▶ Brief
Would you transcribe the whole listing exactly, minus its pictures?

>> START Data section

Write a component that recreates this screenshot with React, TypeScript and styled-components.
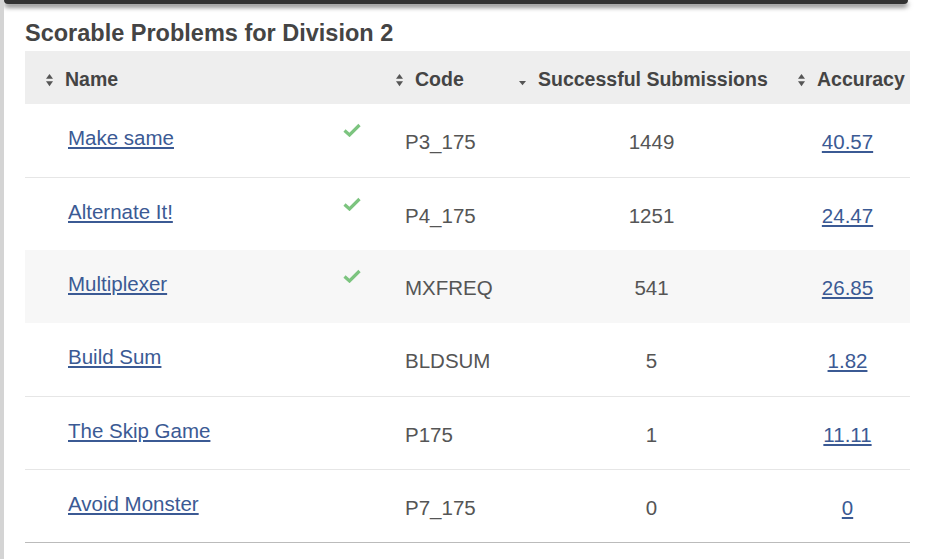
import styled, { createGlobalStyle } from 'styled-components'

const Global = createGlobalStyle`
  body { margin: 0; background: #fff; font-family: "Liberation Sans", Arial, sans-serif; }
`

const Page = styled.div`
  position: relative;
  height: 559px;
  overflow: hidden;
  border-left: 4px solid #d4d4d4;
  box-sizing: border-box;
`

const TopBar = styled.div`
  height: 4px;
  width: 904px;
  background: #333;
  box-shadow: 0 3px 5px rgba(0, 0, 0, 0.6);
  border-radius: 0 0 4px 4px;
`

const Section = styled.div`
  padding: 17px 0 0 21px;
  width: 885px;
`

const Title = styled.h2`
  margin: 0 0 6px;
  font-size: 23.5px;
  font-weight: bold;
  color: #444;
  line-height: 24px;
`

const Table = styled.table`
  width: 885px;
  border-collapse: collapse;
  font-size: 20.5px;
  color: #555;
  border-bottom: 1px solid #bbb;
`

const Th = styled.th<{ $w: number }>`
  width: ${p => p.$w}px;
  height: 53px;
  background: #eee;
  color: #444;
  font-weight: bold;
  font-size: 19.5px;
  text-align: left;
  padding: 4px 0 0 20px;
  white-space: nowrap;
  box-sizing: border-box;
`

const Sort = ({ down }: { down?: boolean }) => (
  <SortSvg viewBox="0 0 10 16" width="9" height="14">
    {!down && <path d="M1 6.5 L5 1 L9 6.5 Z" fill="#555" />}
    <path d={down ? 'M1 9 L5 14 L9 9 Z' : 'M1 9.5 L5 15 L9 9.5 Z'} fill="#555" />
  </SortSvg>
)

const SortSvg = styled.svg`
  margin-right: 11px;
  vertical-align: -1px;
`

const Tr = styled.tr<{ $hl?: boolean }>`
  height: 73px;
  background: ${p => (p.$hl ? '#f7f7f7' : '#fff')};
  & + & td { border-top: 1px solid #e6e6e6; }
`

const Td = styled.td<{ $align?: string; $pl?: number; $pt?: number }>`
  text-align: ${p => p.$align || 'left'};
  padding: ${p => p.$pt ?? 24}px 0 0 ${p => p.$pl ?? 0}px;
  vertical-align: top;
`

const NameCell = styled.div`
  display: flex;
  justify-content: space-between;
  padding-right: 14px;
`

const Link = styled.a`
  color: #3b5a94;
  text-decoration: underline;
  cursor: pointer;
`

const Check = styled.svg`
  margin-top: -3px;
`

const rows = [
  ['Make same', true, 'P3_175', '1449', '40.57'],
  ['Alternate It!', true, 'P4_175', '1251', '24.47'],
  ['Multiplexer', true, 'MXFREQ', '541', '26.85'],
  ['Build Sum', false, 'BLDSUM', '5', '1.82'],
  ['The Skip Game', false, 'P175', '1', '11.11'],
  ['Avoid Monster', false, 'P7_175', '0', '0'],
] as const

export default function App() {
  return (
    <Page>
      <Global />
      <TopBar />
      <Section>
        <Title>Scorable Problems for Division 2</Title>
        <Table>
          <thead>
            <tr>
              <Th $w={350}><Sort />Name</Th>
              <Th $w={143}><Sort />Code</Th>
              <Th $w={267} style={{ paddingLeft: 0 }}><Sort down />Successful Submissions</Th>
              <Th $w={125} style={{ paddingLeft: 12 }}><Sort />Accuracy</Th>
            </tr>
          </thead>
          <tbody>
            {rows.map(([name, ok, code, subs, acc], i) => (
              <Tr key={code} $hl={i === 2}>
                <Td $pl={43} $pt={22}>
                  <NameCell>
                    <Link>{name}</Link>
                    {ok && (
                      <Check viewBox="0 0 18 14" width="18" height="14">
                        <path d="M1.5 7.5 L6.5 12 L16.5 2" stroke="#7cc47f" strokeWidth="3.2" fill="none" />
                      </Check>
                    )}
                  </NameCell>
                </Td>
                <Td $pl={30} $pt={26}>{code}</Td>
                <Td $align="center" $pt={26}>{subs}</Td>
                <Td $align="center" $pt={26}><Link>{acc}</Link></Td>
              </Tr>
            ))}
          </tbody>
        </Table>
      </Section>
    </Page>
  )
}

>> END Data section

▶ Answer below
Write a component that recreates this screenshot with React, TypeScript and styled-components.
import styled, { createGlobalStyle } from 'styled-components'

const Global = createGlobalStyle`
  body { margin: 0; background: #fff; font-family: "Liberation Sans", Arial, sans-serif; }
`

const Page = styled.div`
  position: relative;
  height: 559px;
  overflow: hidden;
  border-left: 4px solid #d4d4d4;
  box-sizing: border-box;
`

const TopBar = styled.div`
  height: 4px;
  width: 904px;
  background: #333;
  box-shadow: 0 3px 5px rgba(0, 0, 0, 0.6);
  border-radius: 0 0 4px 4px;
`

const Section = styled.div`
  padding: 17px 0 0 21px;
  width: 885px;
`

const Title = styled.h2`
  margin: 0 0 6px;
  font-size: 23.5px;
  font-weight: bold;
  color: #444;
  line-height: 24px;
`

const Table = styled.table`
  width: 885px;
  border-collapse: collapse;
  font-size: 20.5px;
  color: #555;
  border-bottom: 1px solid #bbb;
`

const Th = styled.th<{ $w: number }>`
  width: ${p => p.$w}px;
  height: 53px;
  background: #eee;
  color: #444;
  font-weight: bold;
  font-size: 19.5px;
  text-align: left;
  padding: 4px 0 0 20px;
  white-space: nowrap;
  box-sizing: border-box;
`

const Sort = ({ down }: { down?: boolean }) => (
  <SortSvg viewBox="0 0 10 16" width="9" height="14">
    {!down && <path d="M1 6.5 L5 1 L9 6.5 Z" fill="#555" />}
    <path d={down ? 'M1 9 L5 14 L9 9 Z' : 'M1 9.5 L5 15 L9 9.5 Z'} fill="#555" />
  </SortSvg>
)

const SortSvg = styled.svg`
  margin-right: 11px;
  vertical-align: -1px;
`

const Tr = styled.tr<{ $hl?: boolean }>`
  height: 73px;
  background: ${p => (p.$hl ? '#f7f7f7' : '#fff')};
  & + & td { border-top: 1px solid #e6e6e6; }
`

const Td = styled.td<{ $align?: string; $pl?: number; $pt?: number }>`
  text-align: ${p => p.$align || 'left'};
  padding: ${p => p.$pt ?? 24}px 0 0 ${p => p.$pl ?? 0}px;
  vertical-align: top;
`

const NameCell = styled.div`
  display: flex;
  justify-content: space-between;
  padding-right: 14px;
`

const Link = styled.a`
  color: #3b5a94;
  text-decoration: underline;
  cursor: pointer;
`

const Check = styled.svg`
  margin-top: -3px;
`

const rows = [
  ['Make same', true, 'P3_175', '1449', '40.57'],
  ['Alternate It!', true, 'P4_175', '1251', '24.47'],
  ['Multiplexer', true, 'MXFREQ', '541', '26.85'],
  ['Build Sum', false, 'BLDSUM', '5', '1.82'],
  ['The Skip Game', false, 'P175', '1', '11.11'],
  ['Avoid Monster', false, 'P7_175', '0', '0'],
] as const

export default function App() {
  return (
    <Page>
      <Global />
      <TopBar />
      <Section>
        <Title>Scorable Problems for Division 2</Title>
        <Table>
          <thead>
            <tr>
              <Th $w={350}><Sort />Name</Th>
              <Th $w={143}><Sort />Code</Th>
              <Th $w={267} style={{ paddingLeft: 0 }}><Sort down />Successful Submissions</Th>
              <Th $w={125} style={{ paddingLeft: 12 }}><Sort />Accuracy</Th>
            </tr>
          </thead>
          <tbody>
            {rows.map(([name, ok, code, subs, acc], i) => (
              <Tr key={code} $hl={i === 2}>
                <Td $pl={43} $pt={22}>
                  <NameCell>
                    <Link>{name}</Link>
                    {ok && (
                      <Check viewBox="0 0 18 14" width="18" height="14">
                        <path d="M1.5 7.5 L6.5 12 L16.5 2" stroke="#7cc47f" strokeWidth="3.2" fill="none" />
                      </Check>
                    )}
                  </NameCell>
                </Td>
                <Td $pl={30} $pt={26}>{code}</Td>
                <Td $align="center" $pt={26}>{subs}</Td>
                <Td $align="center" $pt={26}><Link>{acc}</Link></Td>
              </Tr>
            ))}
          </tbody>
        </Table>
      </Section>
    </Page>
  )
}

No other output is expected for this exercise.